Lying at the heart of this partnership idea is a sort of final recognition that macroeconomics is too complex for the average lay person to understand and it’s this complexity that makes it vulnerable to politicisation resulting in a lot of hot air with politicians and the mainstream media taking up bombastic and unhelpful positions.
It’s also the recognition that ultimately it’s the effect on the economy of a macroeconomic recipe and ordinary people’s lives together with tackling specific problems which crop up in society that determines continuing voter support. Greater pragmatism to resolve the UK’s problems would happen if all the bombastic politicised noise was quietened down by the simple acknowledgement the EOP was working on it.
So clearly the critical thing is the recipe. Keynes did in fact lay the majority of this out in what Keynes called an open letter to president Roosevelt at the end of 1933 published in the New York Times. Note this was prior to the publication of his “General Theory…” book in 1936 and it also makes clear that part of his recipe included the option of using Functional Finance by government direct creation of money, he called this printing money since computers hadn’t been invented. He also had as part of his recipe the option of borrowing money from the private sector.
What he didn’t include in his recipe was the use of taxation manipulation (either up or down). I think this was because he saw the other two options I’ve mentioned as more effective as stimulus because they created more jobs that automatically delivered an income stream to those most likely to spend the bulk of that stream.
Cryptically he talked about comparing the “quantity” of money with the “volume” of money which I think was really about the multiplier effect of incomes being spent into the economy through a stimulus recipe.
Here’s the relevant part of the open letter text in regard to his recipe which is concentrating how to deal with the extreme of a depression in the United States but is also relevant for more normal economy optimising:-
“Individuals must be induced to spend more out of their existing incomes; or the business world must be induced, either by increased confidence in the prospects or by a lower rate of interest, to create additional current incomes in the hands of their employees…; or public authority must be called in aid to create additional current incomes through the expenditure of borrowed or printed money. In bad times the first factor cannot be expected to work on a sufficient scale. The second factor will come in as the second wave of attack on the slump after the tide has been turned by the expenditures of public authority. It is, therefore, only from the third factor that we can expect the initial major impulse.”

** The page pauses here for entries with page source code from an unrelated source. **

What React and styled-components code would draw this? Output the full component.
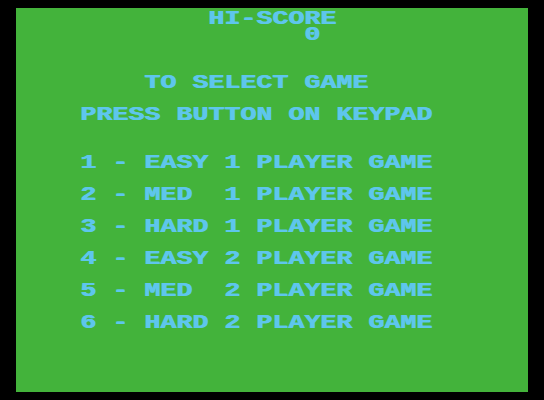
import React from "react";
import styled, { createGlobalStyle } from "styled-components";

const Global = createGlobalStyle`
  html, body {
    margin: 0;
    padding: 0;
    background: #000;
  }
  body {
    width: 544px;
    height: 400px;
    overflow: hidden;
  }
`;

const Frame = styled.div`
  width: 544px;
  height: 400px;
  padding: 8px 16px;
  box-sizing: border-box;
  background: #000;
`;

/* 32 x 24 character cells, each 16px square */
const Screen = styled.div`
  width: 512px;
  height: 384px;
  background: #43b33b;
  display: grid;
  grid-template-columns: repeat(32, 16px);
  grid-template-rows: repeat(24, 16px);
  overflow: hidden;
`;

const Line = styled.div`
  grid-row: ${(p) => p.$row + 1};
  grid-column: ${(p) => p.$col + 1} / -1;
  align-self: start;
  height: 16px;
  white-space: pre;
  font-family: "Liberation Mono", "DejaVu Sans Mono", monospace;
  font-weight: bold;
  font-size: 21px;
  line-height: 21px;
  color: #5ec6ec;
  /* chunky vertical strokes, like the console's character set */
  text-shadow: 0.8px 0 0 #5ec6ec;
  transform: scaleX(1.2698);
  transform-origin: left top;
`;

const lines = [
  { row: 0, col: 12, text: "HI-SCORE" },
  { row: 1, col: 18, text: "0" },
  { row: 4, col: 8, text: "TO SELECT GAME" },
  { row: 6, col: 4, text: "PRESS BUTTON ON KEYPAD" },
  { row: 9, col: 4, text: "1 - EASY 1 PLAYER GAME" },
  { row: 11, col: 4, text: "2 - MED  1 PLAYER GAME" },
  { row: 13, col: 4, text: "3 - HARD 1 PLAYER GAME" },
  { row: 15, col: 4, text: "4 - EASY 2 PLAYER GAME" },
  { row: 17, col: 4, text: "5 - MED  2 PLAYER GAME" },
  { row: 19, col: 4, text: "6 - HARD 2 PLAYER GAME" },
];

export default function App() {
  return (
    <>
      <Global />
      <Frame>
        <Screen>
          {lines.map((l) => (
            <Line key={l.row} $row={l.row} $col={l.col}>
              {l.text}
            </Line>
          ))}
        </Screen>
      </Frame>
    </>
  );
}
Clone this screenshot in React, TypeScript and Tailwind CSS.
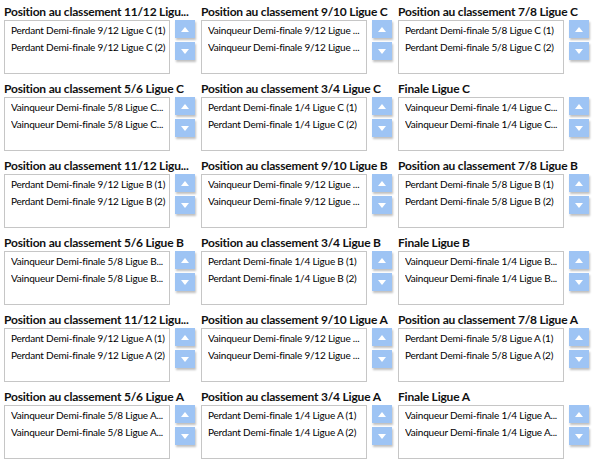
import React from "react";

type Cell = { title: string; items: string[] };

function rowsFor(l: string): Cell[][] {
  return [
    [
      { title: "Position au classement 11/12 Ligu...", items: [`Perdant Demi-finale 9/12 Ligue ${l} (1)`, `Perdant Demi-finale 9/12 Ligue ${l} (2)`] },
      { title: `Position au classement 9/10 Ligue ${l}`, items: ["Vainqueur Demi-finale 9/12 Ligue ...", "Vainqueur Demi-finale 9/12 Ligue ..."] },
      { title: `Position au classement 7/8 Ligue ${l}`, items: [`Perdant Demi-finale 5/8 Ligue ${l} (1)`, `Perdant Demi-finale 5/8 Ligue ${l} (2)`] },
    ],
    [
      { title: `Position au classement 5/6 Ligue ${l}`, items: [`Vainqueur Demi-finale 5/8 Ligue ${l}...`, `Vainqueur Demi-finale 5/8 Ligue ${l}...`] },
      { title: `Position au classement 3/4 Ligue ${l}`, items: [`Perdant Demi-finale 1/4 Ligue ${l} (1)`, `Perdant Demi-finale 1/4 Ligue ${l} (2)`] },
      { title: `Finale Ligue ${l}`, items: [`Vainqueur Demi-finale 1/4 Ligue ${l}...`, `Vainqueur Demi-finale 1/4 Ligue ${l}...`] },
    ],
  ];
}

const cells: Cell[] = [...rowsFor("C"), ...rowsFor("B"), ...rowsFor("A")].flat();

function Arrow({ up }: { up: boolean }) {
  return (
    <svg width="8" height="5" viewBox="0 0 8 5">
      {up ? <polygon points="0,5 8,5 4,0" fill="white" /> : <polygon points="0,0 8,0 4,5" fill="white" />}
    </svg>
  );
}

function Btn({ up }: { up: boolean }) {
  return (
    <div className="h-[18px] w-[20px] bg-[#9ec4f4] shadow-[1px_2px_2px_rgba(0,0,0,0.25)] flex items-center justify-center">
      <Arrow up={up} />
    </div>
  );
}

function CellView({ c }: { c: Cell }) {
  return (
    <div className="h-[77px] flex flex-col">
      <div className="h-[16px] leading-[16px] text-[12px] tracking-[-0.2px] font-bold text-[#111111] whitespace-nowrap overflow-hidden w-[194px]">{c.title}</div>
      <div className="flex flex-row mt-[0px]">
        <div className="w-[166px] h-[54px] border border-[#c6c6c6] bg-white pt-[1px] pl-[6px] overflow-hidden">
          {c.items.map((t, i) => (
            <div key={i} className="h-[17px] leading-[17px] text-[10px] tracking-[-0.2px] text-[#000000] whitespace-nowrap overflow-hidden">{t}</div>
          ))}
        </div>
        <div className="ml-[5px] flex flex-col gap-[4px]">
          <Btn up={true} />
          <Btn up={false} />
        </div>
      </div>
    </div>
  );
}

export default function App() {
  return (
    <div className="w-[596px] h-[466px] bg-white pl-[4px] pt-[4px] overflow-hidden" style={{ fontFamily: 'Lato, "Noto Sans", sans-serif' }}>
      <div className="grid grid-cols-[197px_197px_197px]">
        {cells.map((c, i) => (
          <CellView key={i} c={c} />
        ))}
      </div>
    </div>
  );
}
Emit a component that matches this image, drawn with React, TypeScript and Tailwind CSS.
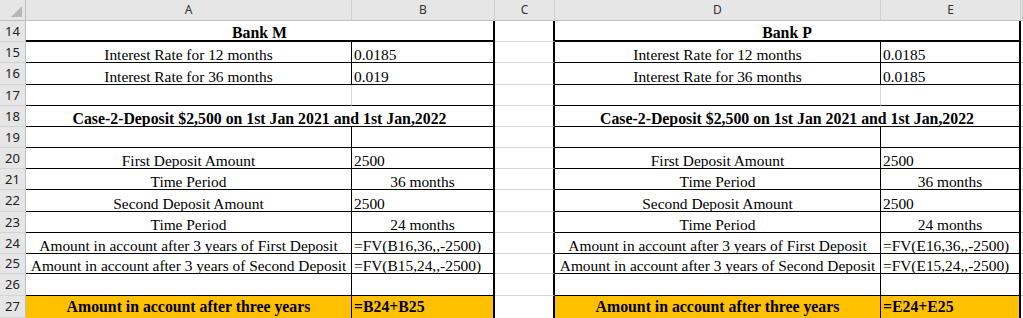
type Edge = 'g' | 'k' | 'K' | 'n';

type Cell = {
  t?: string;
  span?: boolean;
  left?: boolean;
  bold?: boolean;
  orange?: boolean;
  r: Edge;
  d: Edge;
};

const RIGHT: Record<Edge, string> = {
  g: 'border-r border-r-[#d4d4d4]',
  k: 'border-r border-r-black',
  K: 'border-r-2 border-r-black',
  n: '',
};

const BOTTOM: Record<Edge, string> = {
  g: 'border-b border-b-[#d4d4d4]',
  k: 'border-b border-b-black',
  K: 'border-b-2 border-b-black',
  n: '',
};

const ROWS = [14, 15, 16, 17, 18, 19, 20, 21, 22, 23, 24, 25, 26, 27];
const COL_HEADS = ['A', 'B', 'C', 'D', 'E', ''];

// cells for one bank block (label column + value column), row by row
function bankBlock(name: string, rate1: string, rate2: string, col: string): Cell[][] {
  const pair = (label: string, value: string, center = false): Cell[] => [
    { t: label, r: 'k', d: 'k' },
    { t: value, left: !center, r: 'K', d: 'k' },
  ];
  return [
    [{ t: name, span: true, bold: true, r: 'K', d: 'K' }],
    pair('Interest Rate for 12 months', rate1),
    pair('Interest Rate for 36 months', rate2),
    [
      { r: 'g', d: 'k' },
      { r: 'K', d: 'k' },
    ],
    [{ t: 'Case-2-Deposit $2,500 on 1st Jan 2021 and 1st Jan,2022', span: true, bold: true, r: 'K', d: 'k' }],
    pair('', ''),
    pair('First Deposit Amount', '2500'),
    pair('Time Period', '36 months', true),
    pair('Second Deposit Amount', '2500'),
    pair('Time Period', '24 months', true),
    pair('Amount in account after 3 years of First Deposit', `=FV(${col}16,36,,-2500)`),
    pair('Amount in account after 3 years of Second Deposit', `=FV(${col}15,24,,-2500)`),
    pair('', ''),
    [
      { t: 'Amount in account after three years', bold: true, orange: true, r: 'k', d: 'n' },
      { t: `=${col}24+${col}25`, left: true, bold: true, orange: true, r: 'K', d: 'n' },
    ],
  ];
}

const bankM = bankBlock('Bank M', '0.0185', '0.019', 'B');
const bankP = bankBlock('Bank P', '0.0185', '0.0185', 'E');

function SheetCell({ c }: { c: Cell }) {
  return (
    <div
      className={`flex items-end overflow-hidden whitespace-nowrap px-[2px] leading-[15px] text-black ${
        c.span ? 'col-span-2' : ''
      } ${c.left ? 'justify-start' : 'justify-center'} ${
        c.bold ? 'font-bold text-[15.8px]' : 'text-[15.4px]'
      } ${c.orange ? 'bg-[#ffc000] pb-[4px]' : 'bg-white'} ${RIGHT[c.r]} ${BOTTOM[c.d]}`}
    >
      {c.t}
    </div>
  );
}

export default function App() {
  return (
    <div className="w-[1023px] h-[318px] overflow-hidden bg-white font-['Liberation_Serif','Times_New_Roman',serif]">
      <div className="grid grid-cols-[26px_326px_143px_60px_326px_140px_1fr] grid-rows-[21px_21px_21px_22px_21px_21px_21px_21px_21px_22px_21px_21px_20px_22px_22px]">
        {/* corner */}
        <div className="flex items-end justify-end bg-[#e6e6e6] border-r border-r-[#bfbfbf] border-b border-b-[#bfbfbf] pr-[3px] pb-[3px]">
          <svg width="11" height="11" viewBox="0 0 11 11">
            <polygon points="11,0 11,11 0,11" fill="#b8b8b8" />
          </svg>
        </div>
        {COL_HEADS.map((h, i) => (
          <div
            key={i}
            className="flex items-center justify-center bg-[#e6e6e6] border-r border-r-[#d0d0d0] border-b border-b-[#bfbfbf] font-['Noto_Sans',sans-serif] text-[12px] text-[#333]"
          >
            {h}
          </div>
        ))}

        {ROWS.map((n, i) => (
          <div key={n} className="contents">
            <div className="flex items-center justify-center pt-px bg-[#e6e6e6] border-r border-r-[#bfbfbf] border-b border-b-[#d4d4d4] font-['Noto_Sans',sans-serif] text-[13px] text-[#222]">
              {n}
            </div>
            {bankM[i].map((c, j) => (
              <SheetCell key={`m${j}`} c={c} />
            ))}
            <div className={`bg-white border-r-2 border-r-black ${n === 27 ? '' : 'border-b border-b-[#d4d4d4]'}`} />
            {bankP[i].map((c, j) => (
              <SheetCell key={`p${j}`} c={c} />
            ))}
            <div className={`bg-white ${n === 27 ? '' : 'border-b border-b-[#d4d4d4]'}`} />
          </div>
        ))}
      </div>
    </div>
  );
}
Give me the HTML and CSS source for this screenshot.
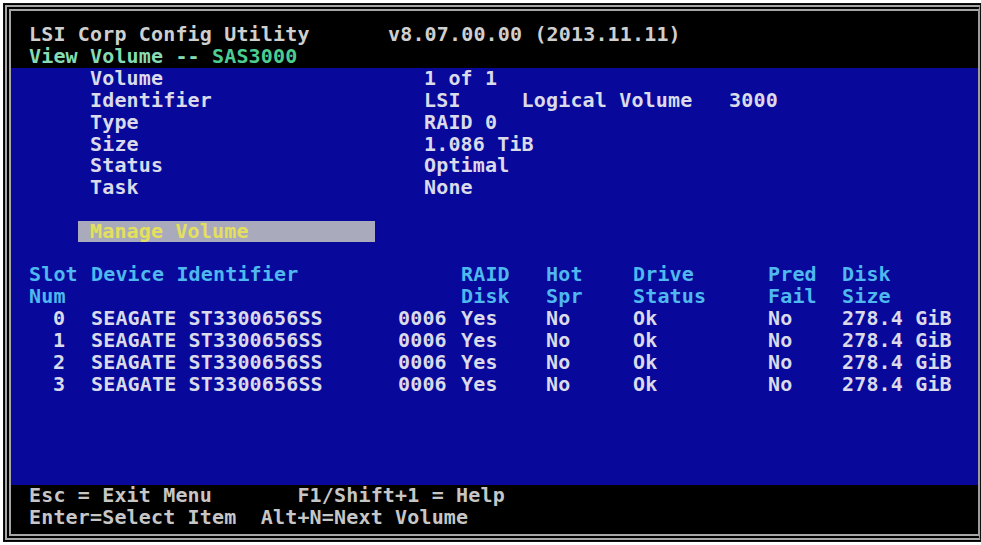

https://economistsview.typepad.com/economistsview/2008/11/keynes-open-let.html
He got to tax in ‘How to pay for the war’ which seemed to change his thinking o9in the rile of tax in demand management
Thanks for your comments right now – which are stimulating
I know there is one to post – I am still musing on it…..and read tha papers last night
Aren’t we mixing up the issue of directed economic investment ie the Green new deal with its financing .
We agree on the former and the latter can come in a variety of guises: incentives for private wealth holders; incentives for banks to lend; incentives to consumers to use green products; direct government investment etc.
the accusation could be that green investment funds may crowd out others competing for the same funds – but thats the point isn’t it: In the end priority has to be given to green investment- except that if there is no inflation there is scope for new credit creation to finance the investment.
Where does this idea of crowding out come from?
Where is the shortfall in funds for investment?
What is this logic that funding comes from a finite and limited supply?